[Records excerpted from a collection]

▼

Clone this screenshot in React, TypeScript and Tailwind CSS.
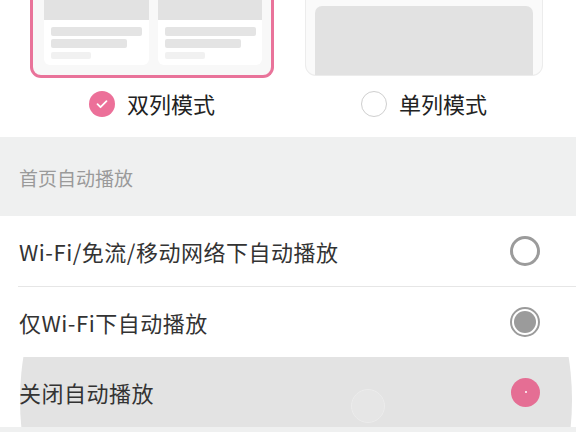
import React from "react";

const font = { fontFamily: '"Noto Sans CJK SC", "Noto Sans", sans-serif' };

const MiniCard = () => (
  <div className="flex h-[65px] w-[105px] flex-col rounded-b-[6px] bg-white">
    <div className="h-[20px] w-full bg-[#e2e2e2]" />
    <div className="mt-[7px] ml-[7px] h-[9px] w-[91px] rounded-[2px] bg-[#e4e4e4]" />
    <div className="mt-[3px] ml-[7px] h-[9px] w-[76px] rounded-[2px] bg-[#e4e4e4]" />
    <div className="mt-[4px] ml-[7px] h-[7px] w-[40px] rounded-[2px] bg-[#f1f1f1]" />
  </div>
);

const Row = ({
  label,
  radio,
  divider,
  children,
}: {
  label: string;
  radio: React.ReactNode;
  divider?: boolean;
  children?: React.ReactNode;
}) => (
  <div className="relative overflow-hidden bg-white">
    {children}
    <div className="relative flex h-[70px] items-center justify-between pl-[19px] pr-[36px]">
      <span className="text-[22px] tracking-[0.5px] text-[#333]">{label}</span>
      {radio}
    </div>
    {divider && <div className="relative ml-[18px] h-px bg-[#e6e6e6]" />}
  </div>
);

export default function App() {
  return (
    <div className="h-[432px] w-[576px] overflow-hidden bg-white" style={font}>
      {/* layout mode picker */}
      <div className="flex h-[137px] justify-between pl-[30px] pr-[33px]">
        <div className="flex w-[244px] flex-col items-center">
          <div className="flex h-[78px] w-full justify-center gap-[9px] rounded-b-[11px] border-[3px] border-t-0 border-[#e9739a] bg-[#f8f8f8] pl-[11px] pr-[9px]">
            <MiniCard />
            <MiniCard />
          </div>
          <div className="mt-[9px] flex items-center gap-[12px]">
            <div className="flex h-[26px] w-[26px] items-center justify-center rounded-full bg-[#ec7099]">
              <svg width="14" height="14" viewBox="0 0 14 14" fill="none">
                <path d="M2.5 7.2l3 3 6-6" stroke="white" strokeWidth="1.8" strokeLinecap="round" strokeLinejoin="round" />
              </svg>
            </div>
            <span className="text-[22px] text-[#222]">双列模式</span>
          </div>
        </div>
        <div className="flex w-[238px] flex-col items-center">
          <div className="flex h-[76px] w-full justify-center rounded-b-[11px] border border-t-0 border-[#ececec] bg-[#fafafa] pt-[6px]">
            <div className="h-full w-[218px] rounded-t-[7px] bg-[#e2e2e2]" />
          </div>
          <div className="mt-[11px] flex items-center gap-[12px]">
            <div className="h-[26px] w-[26px] rounded-full border border-[#cfcfcf]" />
            <span className="text-[22px] text-[#222]">单列模式</span>
          </div>
        </div>
      </div>

      {/* section header */}
      <div className="flex h-[79px] items-center bg-[#eff0f0] pl-[19px] pt-[3px]">
        <span className="text-[19px] text-[#9a9a9a]">首页自动播放</span>
      </div>

      <Row
        label="Wi-Fi/免流/移动网络下自动播放"
        divider
        radio={<div className="h-[30px] w-[30px] rounded-full border-[3px] border-[#9b9b9b]" />}
      />
      <Row
        label="仅Wi-Fi下自动播放"
        radio={
          <div className="flex h-[30px] w-[30px] items-center justify-center rounded-full border-[2px] border-[#9b9b9b]">
            <div className="h-[22px] w-[22px] rounded-full bg-[#9b9b9b]" />
          </div>
        }
      />
      <Row
        label="关闭自动播放"
        radio={
          <div className="flex h-[29px] w-[29px] items-center justify-center rounded-full bg-[#e56e94]">
            <div className="h-[2px] w-[2px] rounded-full bg-white" />
          </div>
        }
      >
        {/* touch ripple */}
        <div className="absolute left-[20px] top-[-233px] h-[552px] w-[552px] rounded-full bg-[#e3e3e3]" />
        <div className="absolute left-[351px] top-[32px] h-[34px] w-[34px] rounded-full border border-[#ececec] bg-[#e6e6e6]" />
      </Row>
      <div className="h-[10px] bg-[#eff0f0]" />
    </div>
  );
}
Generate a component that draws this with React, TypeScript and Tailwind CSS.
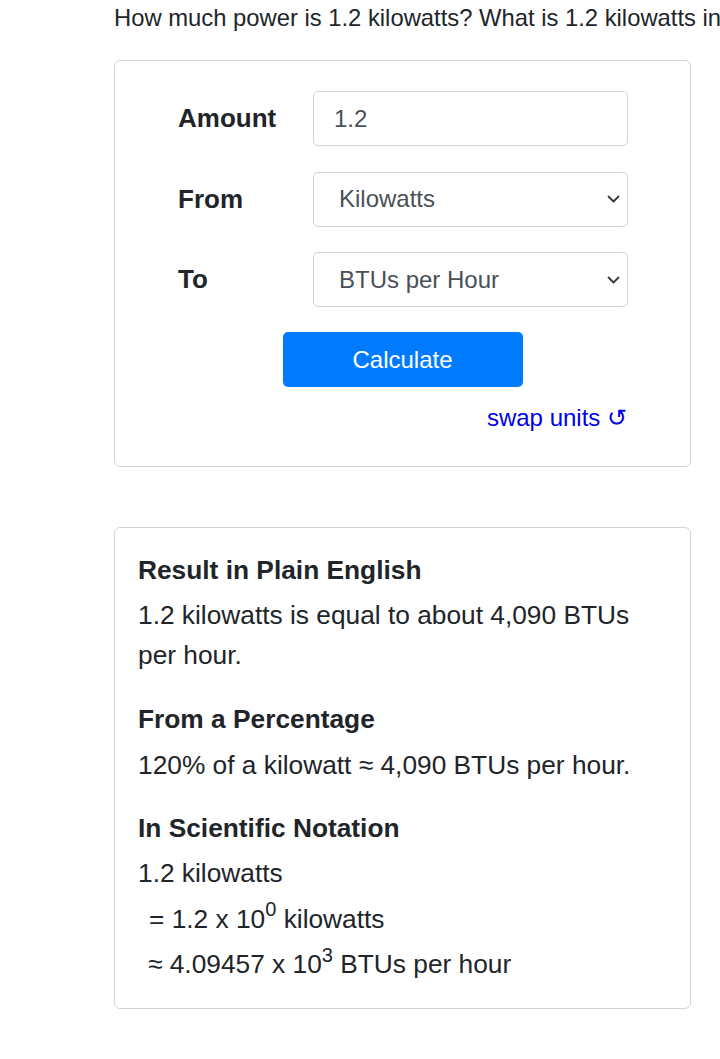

▲

The data should be printed again unchanged; leave its pictures out.

Solved exercise:
Clone this screenshot in React, TypeScript and Tailwind CSS.
import React from "react";

const font = { fontFamily: '"Noto Sans CJK SC", "Noto Sans", sans-serif' };

const MiniCard = () => (
  <div className="flex h-[65px] w-[105px] flex-col rounded-b-[6px] bg-white">
    <div className="h-[20px] w-full bg-[#e2e2e2]" />
    <div className="mt-[7px] ml-[7px] h-[9px] w-[91px] rounded-[2px] bg-[#e4e4e4]" />
    <div className="mt-[3px] ml-[7px] h-[9px] w-[76px] rounded-[2px] bg-[#e4e4e4]" />
    <div className="mt-[4px] ml-[7px] h-[7px] w-[40px] rounded-[2px] bg-[#f1f1f1]" />
  </div>
);

const Row = ({
  label,
  radio,
  divider,
  children,
}: {
  label: string;
  radio: React.ReactNode;
  divider?: boolean;
  children?: React.ReactNode;
}) => (
  <div className="relative overflow-hidden bg-white">
    {children}
    <div className="relative flex h-[70px] items-center justify-between pl-[19px] pr-[36px]">
      <span className="text-[22px] tracking-[0.5px] text-[#333]">{label}</span>
      {radio}
    </div>
    {divider && <div className="relative ml-[18px] h-px bg-[#e6e6e6]" />}
  </div>
);

export default function App() {
  return (
    <div className="h-[432px] w-[576px] overflow-hidden bg-white" style={font}>
      {/* layout mode picker */}
      <div className="flex h-[137px] justify-between pl-[30px] pr-[33px]">
        <div className="flex w-[244px] flex-col items-center">
          <div className="flex h-[78px] w-full justify-center gap-[9px] rounded-b-[11px] border-[3px] border-t-0 border-[#e9739a] bg-[#f8f8f8] pl-[11px] pr-[9px]">
            <MiniCard />
            <MiniCard />
          </div>
          <div className="mt-[9px] flex items-center gap-[12px]">
            <div className="flex h-[26px] w-[26px] items-center justify-center rounded-full bg-[#ec7099]">
              <svg width="14" height="14" viewBox="0 0 14 14" fill="none">
                <path d="M2.5 7.2l3 3 6-6" stroke="white" strokeWidth="1.8" strokeLinecap="round" strokeLinejoin="round" />
              </svg>
            </div>
            <span className="text-[22px] text-[#222]">双列模式</span>
          </div>
        </div>
        <div className="flex w-[238px] flex-col items-center">
          <div className="flex h-[76px] w-full justify-center rounded-b-[11px] border border-t-0 border-[#ececec] bg-[#fafafa] pt-[6px]">
            <div className="h-full w-[218px] rounded-t-[7px] bg-[#e2e2e2]" />
          </div>
          <div className="mt-[11px] flex items-center gap-[12px]">
            <div className="h-[26px] w-[26px] rounded-full border border-[#cfcfcf]" />
            <span className="text-[22px] text-[#222]">单列模式</span>
          </div>
        </div>
      </div>

      {/* section header */}
      <div className="flex h-[79px] items-center bg-[#eff0f0] pl-[19px] pt-[3px]">
        <span className="text-[19px] text-[#9a9a9a]">首页自动播放</span>
      </div>

      <Row
        label="Wi-Fi/免流/移动网络下自动播放"
        divider
        radio={<div className="h-[30px] w-[30px] rounded-full border-[3px] border-[#9b9b9b]" />}
      />
      <Row
        label="仅Wi-Fi下自动播放"
        radio={
          <div className="flex h-[30px] w-[30px] items-center justify-center rounded-full border-[2px] border-[#9b9b9b]">
            <div className="h-[22px] w-[22px] rounded-full bg-[#9b9b9b]" />
          </div>
        }
      />
      <Row
        label="关闭自动播放"
        radio={
          <div className="flex h-[29px] w-[29px] items-center justify-center rounded-full bg-[#e56e94]">
            <div className="h-[2px] w-[2px] rounded-full bg-white" />
          </div>
        }
      >
        {/* touch ripple */}
        <div className="absolute left-[20px] top-[-233px] h-[552px] w-[552px] rounded-full bg-[#e3e3e3]" />
        <div className="absolute left-[351px] top-[32px] h-[34px] w-[34px] rounded-full border border-[#ececec] bg-[#e6e6e6]" />
      </Row>
      <div className="h-[10px] bg-[#eff0f0]" />
    </div>
  );
}
Generate a component that draws this with React, TypeScript and Tailwind CSS.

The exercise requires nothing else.